A museum in Rochester, N.Y., announced on Wednesday that it would serve as the home of a first-of-its-kind National Archives of Game Show History to preserve artifacts and footage from programs like Jeopardy! [,] The Price Is Right [,] and The $25,000 Pyramid.That’s from The New York Times, but it reads like a short section of David Foster Wallace’s Infinite Jest. The only thing missing is the moon-like mark that prefaces each section of the novel.
The archives will be housed at the Strong National Museum of Play, which is undergoing an expansion that will add 90,000 square feet to its space and that it expects to be completed by 2023.
Curators at the museum already have some ideas about what types of artifacts would make an ideal centerpiece and are asking for items from collectors.
“The wheel from Wheel of Fortune would be iconic,” Chris Bensch, the museum’s vice president for collections, said in an interview on Wednesday. The museum, he said, would gladly accept the letter board, along with a dress from the show’s famous letter-turner, Vanna White.

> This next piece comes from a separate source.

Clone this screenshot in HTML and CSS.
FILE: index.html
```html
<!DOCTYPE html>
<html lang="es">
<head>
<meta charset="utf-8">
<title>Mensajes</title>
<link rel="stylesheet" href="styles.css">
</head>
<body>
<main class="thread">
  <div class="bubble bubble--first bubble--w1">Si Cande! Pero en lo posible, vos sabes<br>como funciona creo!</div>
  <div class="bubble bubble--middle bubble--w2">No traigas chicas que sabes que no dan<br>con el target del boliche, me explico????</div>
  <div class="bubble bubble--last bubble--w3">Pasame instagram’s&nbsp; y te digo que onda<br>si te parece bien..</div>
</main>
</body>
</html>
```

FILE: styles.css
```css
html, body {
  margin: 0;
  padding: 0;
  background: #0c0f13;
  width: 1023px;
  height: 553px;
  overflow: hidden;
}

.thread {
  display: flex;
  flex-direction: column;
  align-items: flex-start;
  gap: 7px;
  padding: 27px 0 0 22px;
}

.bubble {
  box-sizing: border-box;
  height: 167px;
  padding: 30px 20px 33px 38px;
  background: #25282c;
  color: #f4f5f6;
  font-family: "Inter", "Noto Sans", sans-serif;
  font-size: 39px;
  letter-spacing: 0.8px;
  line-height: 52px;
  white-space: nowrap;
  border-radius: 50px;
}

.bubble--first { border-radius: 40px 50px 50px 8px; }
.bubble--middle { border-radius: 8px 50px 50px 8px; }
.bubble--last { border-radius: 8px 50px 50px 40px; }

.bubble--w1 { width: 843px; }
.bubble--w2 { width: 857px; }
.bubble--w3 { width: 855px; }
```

And so on. Even the name Strong National Museum of Play has an Infinite Jest sound to it.❍
A museum in Rochester, N.Y., announced on Wednesday that it would serve as the home of a first-of-its-kind National Archives of Game Show History to preserve artifacts and footage from programs like Jeopardy!, The Price Is Right, and The $25,000 Pyramid.
[Those missing commas: yikes. My guess is that someone wasn’t sure what to do about a comma after “Jeopardy!” — the Times styles titles with quotation marks — and left it for later. The Chicago Manual of Style says to put the comma inside the quotation mark. The Associated Press? I have no idea. Thanks to the reader who pointed out a missing word.]